As expected, Toyota is delaying the opening of a new Prius plant in Mississippi, highlighting that even gas sippers aren’t immune to collapsing auto sales. The plant, near Tupelo, was originally going to make Highlander SUVs from late 2009. Then, as part of a big shakeup of the company’s U.S. production, Toyota decided it would begin making the new Prius at the site from 2010. Now, Toyota will wait until the market starts picking up. According to reports, Toyota will complete the construction of the plant’s building but will delay installing machinery.
The move looks like the handiwork of Toyota’s recently formed Emergency Profit Improvement Committee which, led by CEO Katsuaki Watanabe, is searching for ways to trim costs and reevaluate the size and timing of all new projects. Among other cutbacks, Toyota and Isuzu have shelved plans to develop a new diesel engine together, while Toyota may hold off planned capacity increases in India, Brazil and China and the revamp of a production line at its Takaoka plant in Japan.

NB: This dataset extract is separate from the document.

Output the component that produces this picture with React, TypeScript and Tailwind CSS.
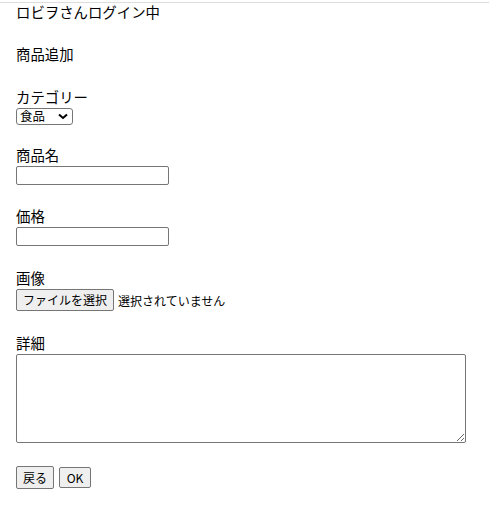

The savings could help Toyota avoid falling into loss during the second half of its financial year which runs through March. At its most recent results announcement in late October, Toyota said it would make around $6 billion this year, but it had already booked all but $200 million of that during the first half. Since then auto sales have continued to struggle and the yen has risen to around 90 to the dollar, further hurting earnings.
In another sign of how seriously Watanabe and his team are taking the current crisis, reports over the weekend say Toyota may cut board member bonuses to zero for the current financial year, saving a further $11 million. While that seems reasonable, given the circumstances, it’s notable that Japanese execs earned far less than counterparts at Detroit rivals during the good times. Last year, Toyota says it paid its 25 most senior executives a combined $33 million in salary and bonuses. Ford paid its CEO Alan Mulally alone over $20 million in 2007 in salary, bonuses and stock options while GM chief Rick Wagoner pocketed $15.7 million (GM points below out that the cash portion of Wagoner’s income was $3.3 million with the rest made up of stock options and other benefits).
Still, while not exactly light at the end of the tunnel, there is at least some better news for Japan’s automakers. Reports reckon that, as global demand falls, Toyota is seeking a 30% cut in the price it pays for steel for the year ahead. That would save a further $3 billion.